Now? Crappy stuff. Don’t want to talk about it.
Commercials. Couple of other things too but nothing worth talking about.
We are developing a couple of shows for … it’s nothing … nothing, to
say it discreetly. Because, like everything else, it’s nothing tangible. But we do commercials here and there. And I am helping a friend develop a television series. It may, or may not, happen. And I am working on a couple of other projects. One thing that is great about the new technology is how easy it is to do stuff now. And it hasn’t been taken advantage of as much as it should. The people who do these really low-budget films are not capable of telling a good story, and the people who are capable of telling a good story don’t want to work like that. But there is room for really good drama here and there. Honest drama if you are capable of doing everything. This, of course, is intended as a very ambiguous comment …
Could you elaborate a bit on that Cannes incident?
I was shocked about the commercial they wanted to give a prize to. We finally gave it the prize but for a minor category, not a major category. But it made me … I’d have been able to give it a prize for a different category. Now I’ve loved the Cannes Film Festival for a long time and it’s not their fault that the work is not up to the standard but the Cannes Film Festival has to give prizes in order to keep its integrity. And the prizes are given to best commercials in the category even if they don’t come up to this level … But people are saying this all the time. The thing about Ridley’s 1984 commercial, about Jean-Paul Goude’s fabulous Perrier commercial, it used to be that these things were real special events and deserved to be given great prizes. But I don’t see that anymore. I don’t know what the problem is. I am not pretending to be able to solve the problem because I cannot solve it alone. I don’t write them, I just do them as well as I can when they come to me, and truthfully there are only one or two people out there that understand … I did a McDonald’s commercial a couple of years ago. A very simple little commercial. I think we shot about four, five hours … nothing, right? But I changed it because I thought that the original idea was all racist. Patronizing. And it wasn’t a product commercial, it was a brand commercial. And I talked to the creative people a year later. McDonald’s thinks that is the best commercial they have ever done. They did it last year. They only ran it two or three times. They run these commercials with hamburgers and French fries and chicken and all that stuff all the time. But they don’t do brand advertising anymore.

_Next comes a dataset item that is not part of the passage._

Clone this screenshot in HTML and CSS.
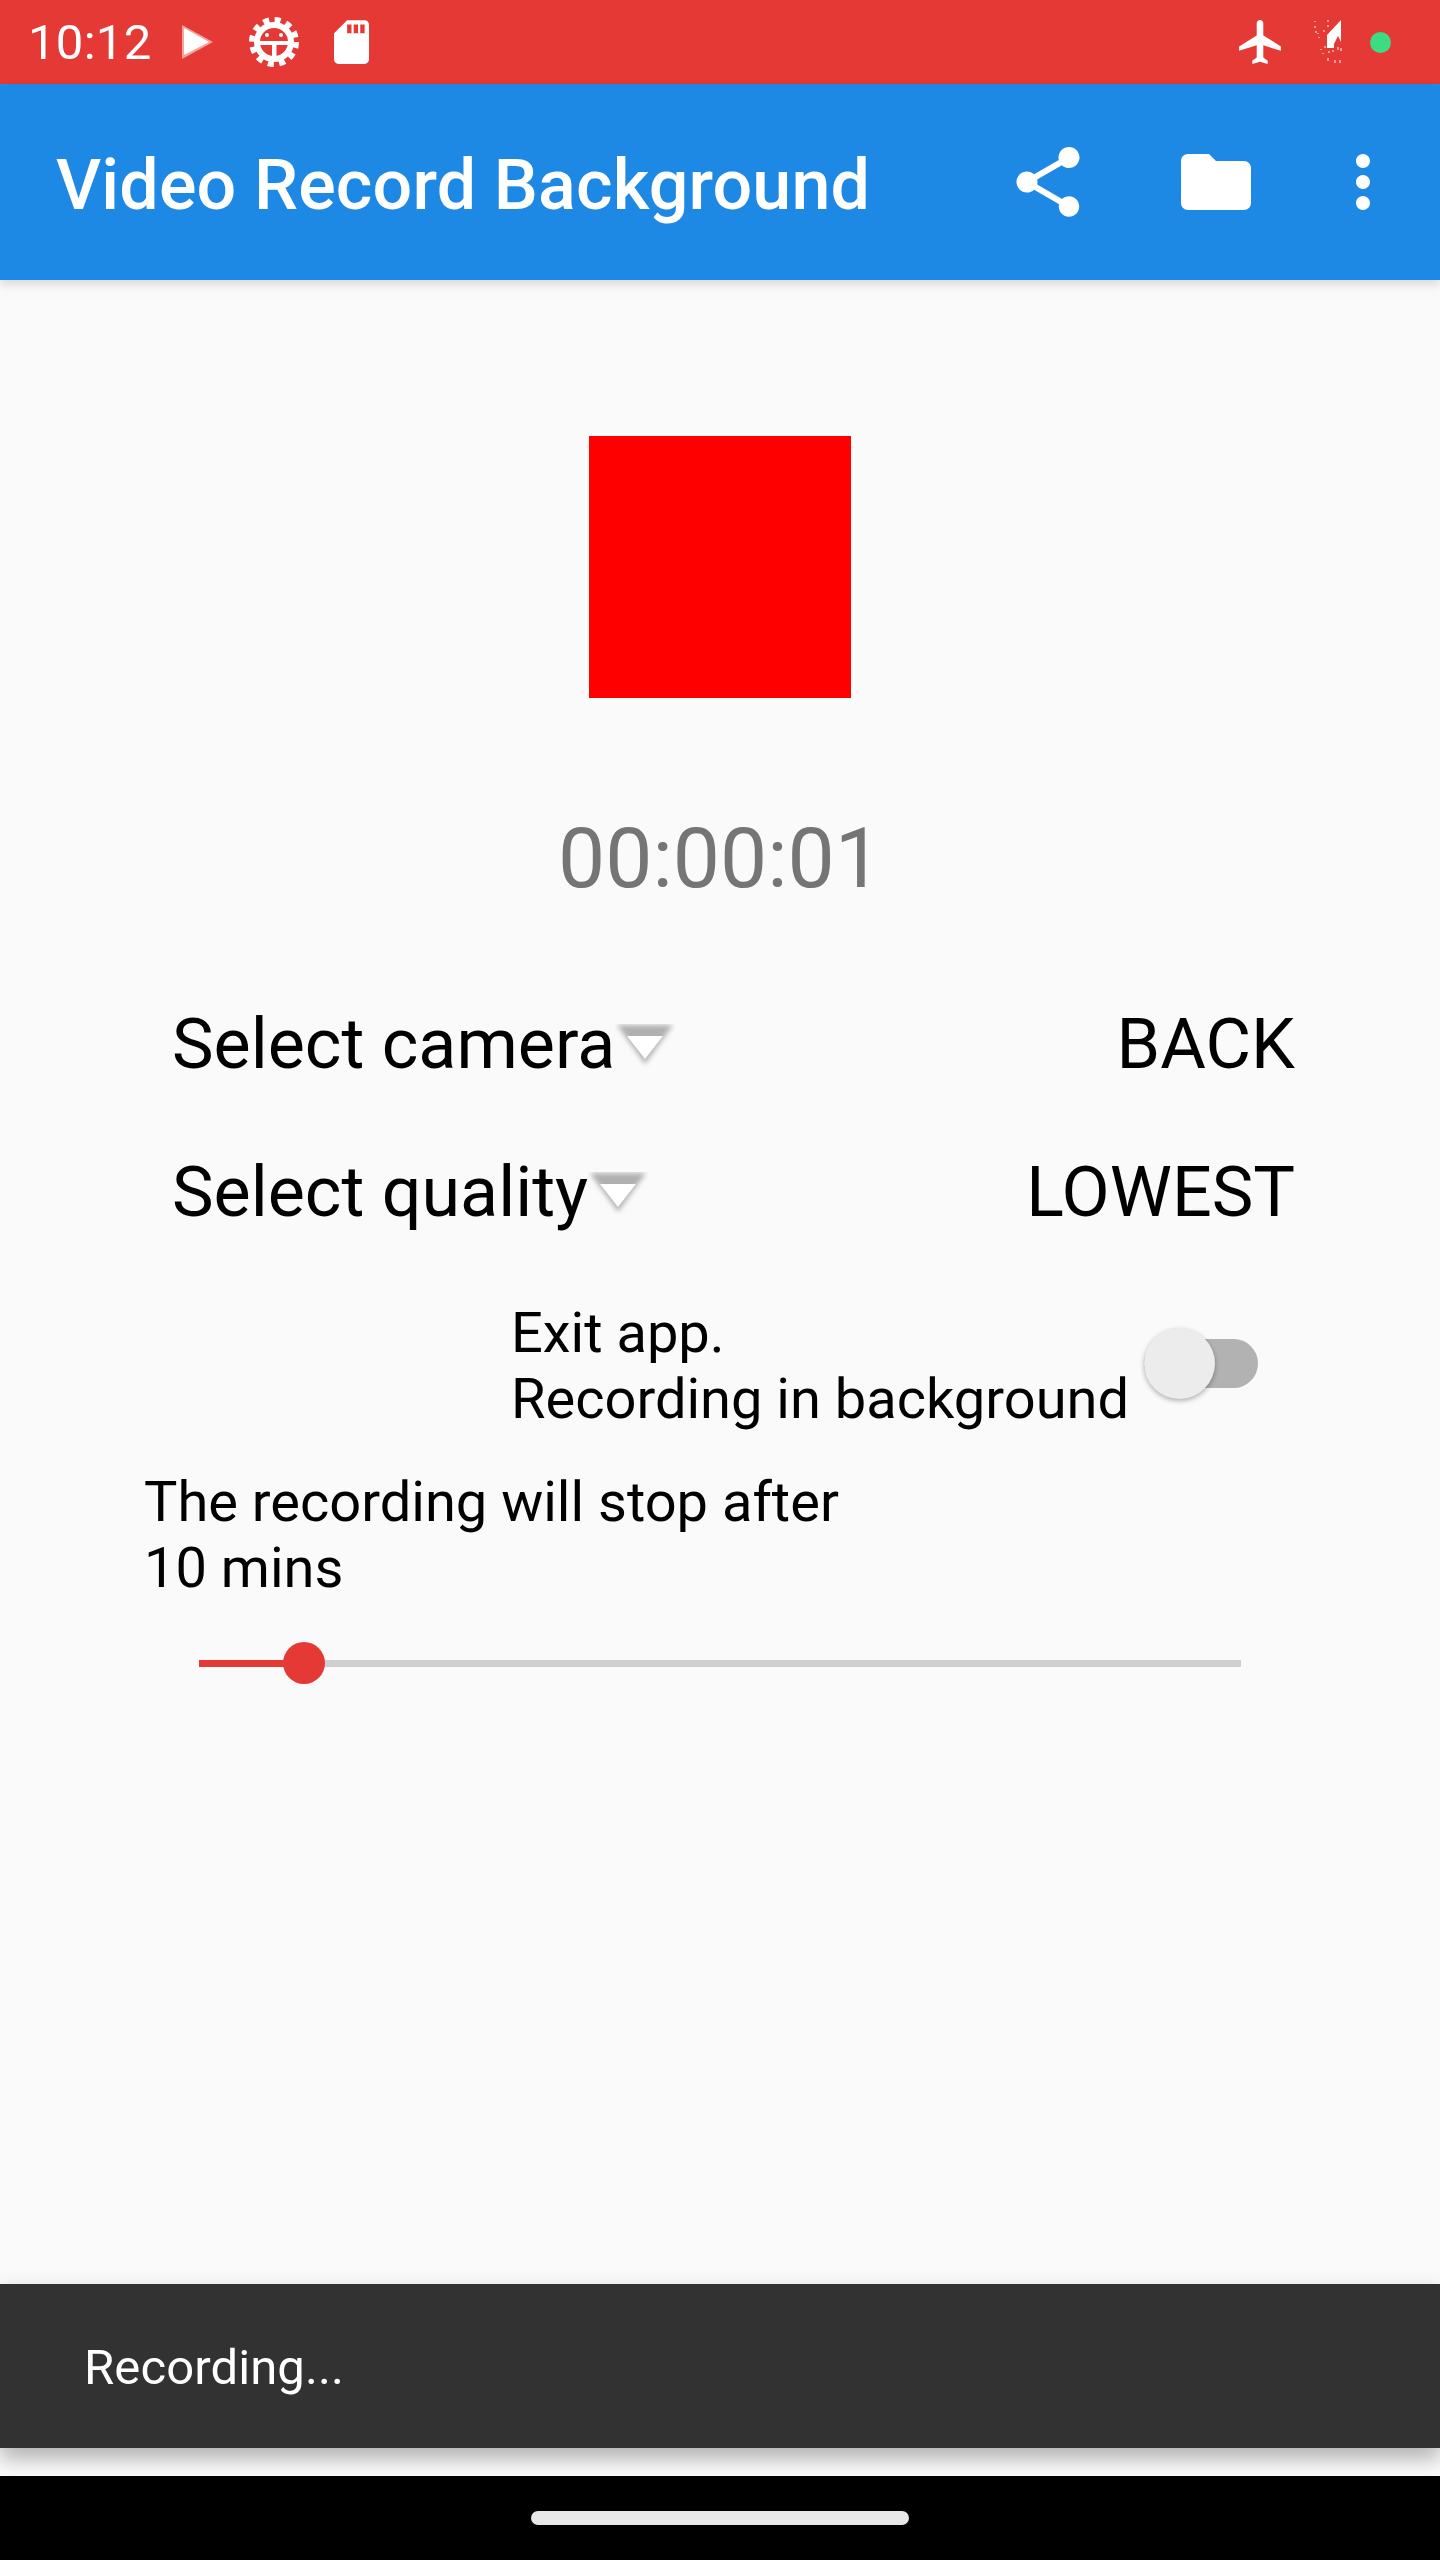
FILE: index.html
```html
<!DOCTYPE html>
<html lang="en">

<head>
    <meta charset="UTF-8">
    <title>Video Record Background</title>
    <link rel="stylesheet" href="styles.css">
</head>

<body>
    <div class="page">
        <div class="status-bar">
            <span class="clock">10:12</span>
            <svg class="icon-play" viewBox="0 0 32 36">
                <polygon points="1,1 32,18 1,35" fill="#f5a3a0"></polygon>
                <polygon points="3,4 28,18 3,31" fill="#fff"></polygon>
            </svg>
            <svg class="icon-gear" viewBox="0 0 50 50">
                <circle cx="25" cy="25" r="22" fill="none" stroke="#fff" stroke-width="6" stroke-dasharray="6 5.52"></circle>
                <circle cx="25" cy="25" r="17" fill="none" stroke="#fff" stroke-width="6"></circle>
                <rect x="8" y="24" width="34" height="4" fill="#fff"></rect>
                <rect x="23" y="24" width="4.5" height="18" fill="#fff"></rect>
                <circle cx="18" cy="18" r="2" fill="#fff"></circle>
                <circle cx="32" cy="18" r="2" fill="#fff"></circle>
            </svg>
            <svg class="icon-sd" viewBox="4 2 16 20">
                <path d="M18 2h-8L4.02 8 4 20c0 1.1.9 2 2 2h12c1.1 0 2-.9 2-2V4c0-1.1-.9-2-2-2zm-6 6h-2V4h2v4zm3 0h-2V4h2v4zm3 0h-2V4h2v4z" fill="#fff"></path>
            </svg>
            <div class="status-right">
                <svg class="icon-plane" viewBox="2 2 19 20">
                    <path d="M21 16v-2l-8-5V3.5c0-.83-.67-1.5-1.5-1.5S10 2.67 10 3.5V9l-8 5v2l8-2.5V19l-2 1.5V22l3.5-1 3.5 1v-1.5L13 19v-5.5l8 2.5z" fill="#fff"></path>
                </svg>
                <svg class="icon-signal" viewBox="0 0 28 48">
                    <polygon points="27,2 27,24 24,18 20,26 20,30 13,30 13,17" fill="#fff"></polygon>
                    <path d="M1 3v1M1 8v2M2 13v2M4 15v1M14 2v2M14 7v2M10 12v2M7 31v1M11 28v2M15 33v2M19 32v2M24 29v3M27 30v3M14 40v3M21 42v3M26 42v3M5 19v1M9 35v1" stroke="#fff" stroke-width="1" fill="none"></path>
                </svg>
                <span class="dot"></span>
            </div>
        </div>

        <div class="app-bar">
            <h1 class="title">Video Record Background</h1>
            <div class="actions">
                <svg class="action" viewBox="0 0 24 24">
                    <path d="M18 16.08c-.76 0-1.44.3-1.96.77L8.91 12.7c.05-.23.09-.46.09-.7s-.04-.47-.09-.7l7.05-4.11c.54.5 1.25.81 2.04.81 1.66 0 3-1.34 3-3s-1.34-3-3-3-3 1.34-3 3c0 .24.04.47.09.7L8.04 9.81C7.5 9.31 6.79 9 6 9c-1.66 0-3 1.34-3 3s1.34 3 3 3c.79 0 1.5-.31 2.04-.81l7.12 4.16c-.05.21-.08.43-.08.65 0 1.61 1.31 2.92 2.92 2.92 1.61 0 2.92-1.31 2.92-2.92s-1.31-2.92-2.92-2.92z"></path>
                </svg>
                <svg class="action" viewBox="0 0 24 24">
                    <path d="M10 4H4c-1.1 0-1.99.9-1.99 2L2 18c0 1.1.9 2 2 2h16c1.1 0 2-.9 2-2V8c0-1.1-.9-2-2-2h-8l-2-2z"></path>
                </svg>
                <svg class="action action-more" viewBox="0 0 24 24">
                    <path d="M12 8c1.1 0 2-.9 2-2s-.9-2-2-2-2 .9-2 2 .9 2 2 2zm0 2c-1.1 0-2 .9-2 2s.9 2 2 2 2-.9 2-2-.9-2-2-2zm0 6c-1.1 0-2 .9-2 2s.9 2 2 2 2-.9 2-2-.9-2-2-2z"></path>
                </svg>
            </div>
        </div>

        <div class="content">
            <div class="record-button"></div>
            <div class="timer">00:00:01</div>

            <div class="select-row">
                <span class="select-label">Select camera</span>
                <svg class="caret" viewBox="0 0 60 44">
                    <polygon class="caret-shade" points="2,1 58,1 30,40"></polygon>
                    <polygon points="12,12 48,12 30,35" fill="#fff"></polygon>
                </svg>
                <span class="select-value">BACK</span>
            </div>
            <div class="select-row">
                <span class="select-label">Select quality</span>
                <svg class="caret" viewBox="0 0 60 44">
                    <polygon class="caret-shade" points="2,1 58,1 30,40"></polygon>
                    <polygon points="12,12 48,12 30,35" fill="#fff"></polygon>
                </svg>
                <span class="select-value">LOWEST</span>
            </div>

            <div class="exit-row">
                <div class="exit-text">Exit app.<br>Recording in background</div>
                <div class="switch">
                    <span class="switch-thumb"></span>
                </div>
            </div>

            <div class="stop-text">The recording will stop after<br>10 mins</div>

            <div class="slider">
                <div class="slider-fill"></div>
                <span class="slider-thumb"></span>
            </div>
        </div>

        <div class="snackbar">Recording...</div>

        <div class="nav-bar">
            <span class="home-pill"></span>
        </div>
    </div>
</body>

</html>
```

FILE: styles.css
```css
body {
    margin: 0;
    background-color: #fafafa;
    font-family: Roboto, sans-serif;
    color: #000;
}

.page {
    display: flex;
    flex-direction: column;
    height: 2560px;
    overflow: hidden;
}

/* status bar */
.status-bar {
    display: flex;
    align-items: center;
    height: 84px;
    padding: 0 49px 0 28px;
    background-color: #e53935;
    color: #fff;
    flex-shrink: 0;
}

.clock {
    font-size: 49px;
    letter-spacing: 0.3px;
    width: 153px;
}

.icon-play {
    width: 32px;
    height: 36px;
}

.icon-gear {
    width: 50px;
    height: 50px;
    margin-left: 36px;
}

.icon-sd {
    width: 35px;
    height: 44px;
    margin-left: 35px;
}

.status-right {
    display: flex;
    align-items: center;
    margin-left: auto;
}

.icon-plane {
    width: 42px;
    height: 44px;
}

.icon-signal {
    width: 28px;
    height: 48px;
    margin-left: 33px;
}

.dot {
    width: 21px;
    height: 21px;
    margin-left: 28px;
    border-radius: 50%;
    background-color: #3ddc84;
}

/* app bar */
.app-bar {
    display: flex;
    align-items: center;
    justify-content: space-between;
    height: 196px;
    padding: 0 35px 0 56px;
    background-color: #1e88e5;
    box-shadow: 0 4px 10px rgba(0, 0, 0, 0.15);
    flex-shrink: 0;
    position: relative;
}

.title {
    margin: 6px 0 0;
    font-size: 70px;
    font-weight: 500;
    letter-spacing: 0.15px;
    color: #fff;
}

.actions {
    display: flex;
    align-items: center;
}

.action {
    width: 84px;
    height: 84px;
    margin-left: 84px;
    fill: #fff;
}

.action-more {
    margin-left: 63px;
}

/* main content */
.content {
    flex: 1;
    display: flex;
    flex-direction: column;
}

.record-button {
    width: 262px;
    height: 262px;
    margin: 156px auto 0;
    background-color: #f00;
}

.timer {
    margin-top: 114px;
    font-size: 84px;
    line-height: 94px;
    text-align: center;
    color: #757575;
}

.select-row {
    display: flex;
    align-items: center;
    height: 148px;
    padding: 0 145px 0 172px;
    font-size: 70px;
}

.timer + .select-row {
    margin-top: 64px;
}

.caret {
    width: 60px;
    height: 44px;
    margin-top: 4px;
}

.caret-shade {
    fill: #b0b0b0;
    filter: blur(2.5px);
}

.select-value {
    margin-left: auto;
}

.exit-row {
    display: flex;
    align-items: center;
    margin-top: 34px;
    padding-left: 511px;
    font-size: 56px;
    line-height: 66px;
}

.switch {
    position: relative;
    width: 114px;
    height: 49px;
    margin: 0 0 6px 15px;
    border-radius: 25px;
    background-color: #b2b2b2;
}

.switch-thumb {
    position: absolute;
    left: 0;
    top: -11px;
    width: 71px;
    height: 71px;
    border-radius: 50%;
    background-color: #ececec;
    box-shadow: 0 2px 5px rgba(0, 0, 0, 0.3);
}

.stop-text {
    margin-top: 37px;
    padding-left: 144px;
    font-size: 56px;
    line-height: 66px;
}

.slider {
    position: relative;
    height: 7px;
    margin: 59px 199px 0;
    background-color: #cfcfcf;
}

.slider-fill {
    width: 105px;
    height: 100%;
    background-color: #e53935;
}

.slider-thumb {
    position: absolute;
    left: 84px;
    top: -18px;
    width: 42px;
    height: 42px;
    border-radius: 50%;
    background-color: #e53935;
}

/* snackbar and nav bar */
.snackbar {
    display: flex;
    align-items: center;
    height: 162px;
    margin-bottom: 28px;
    padding: 2px 0 0 84px;
    background-color: #323232;
    box-shadow: 0 10px 20px rgba(0, 0, 0, 0.3);
    font-size: 49px;
    letter-spacing: 0.1px;
    color: #fff;
    flex-shrink: 0;
}

.nav-bar {
    display: flex;
    align-items: center;
    justify-content: center;
    height: 84px;
    background-color: #000;
    flex-shrink: 0;
    position: relative;
}

.home-pill {
    width: 378px;
    height: 14px;
    border-radius: 7px;
    background-color: #e8e8e8;
}
```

You mean image advertising?
Brand, image … to build the brand … you wanna go there ‘cause it’s a nice place … stuff like that. Which is more important than showing the latest generation of a chicken.
I agree but you don’t have a return on the investment that you can measure easily and fast when you do image stuff.
See, it’s this kind of thinking that destroys it all. Let me tell you a funny story. I see the Henry Weinhard’s commercials by Hal Riney. And he also did Budweiser. And I was with the Budweiser people once and they were laughing at Henry’s commercials. I said, why are you laughing? They say they only run them sporadically and the only time they saw the beer is when they run the commercials. I asked why they don’t run the commercials all the time. They said they didn’t know. But they tracked with tracking devices, and they were all worried about competitors, and they said when they run the commercials the product sales grow and when they stop the commercials sales go down. So why not run the commercials all the time? And they were kind of brand advertising. Image building. They never talked about the hops and the beers and stuff like that. You watch beer advertising and that’s bullshit. Car advertising, that’s bullshit. I don’t know anything that’s good.
So what is your advice if things are to get better?
Better? Commercials? I don’t know. I think it’s hopeless. I don’t see any hopeful stuff out there. Classic example: Dan Wieden and Dave Kennedy started their agency in Portland Oregon, a legendary advertising agency. Dave Kennedy wanted to go to Portland Oregon because he worked in Chicago at Leo Burnett on Procter & Gamble. What’s one of the biggest clients right now for Wieden+Kennedy? Procter & Gamble. They went to make a getaway and now they are doing commercials for Procter & Gamble. I am not saying that is the lowest but when Wieden+Kennedy does commercials for Procter & Gamble… the agency that changed the way I looked at advertising for a long time are doing Procter & Gamble? We have no hope whatsoever, right?
That’s a great example.
I hate to say that. They are both good friends of mine but …
You are aware of what is happening in Europe? A friend of mine says the only good commercials … she runs a big company … are the ones in Europe. But Chanel used to be great and now I see this commercial with Bündchen … Bündchen … what’s her name?
Gisele what? Put it up … (Pytka and Vaske watch the Gisele Bündchen Chanel commercial) Stop, stop, stop. She looks really weird. It doesn’t even look like her. She looks like a guy. Anyway. How many more movies do you wanna see? They butchered that song. The original. Not this … the cover. Finish it … Play a bit more. (they continue watching) I can’t stand it anymore – please, please, please, please … Put on Ridley Scott’s Chanel spot, please! (They watch Ridley Scott’s historic Chanel commercial from 1984)
That was better, no?
Yeah, less is more. (They are now watching the Perrier spot by Jean-Paul Goude.)
Now this is a great commercial.
Yeah, almost perfect. He got booed when they gave him the Grand Prix for that. And Roger Hatchuel said to me, ”Joe, talk to him.” And I talked to Jean-Paul because Jean-Paul was furious. He was storming around the stage. I said to him, “Calm down. You have a Grand Prix and you have it forever. The rest of them are going back to their shitty fucking jobs in Paris, Munich, wherever,” and then I said: “You should have heard the booing when I got my first Grand Prix. It was worse than this.” “What did you do?” Goude asked. “I just held the Grand Prix up. And I looked at them like this … and they all shut up.”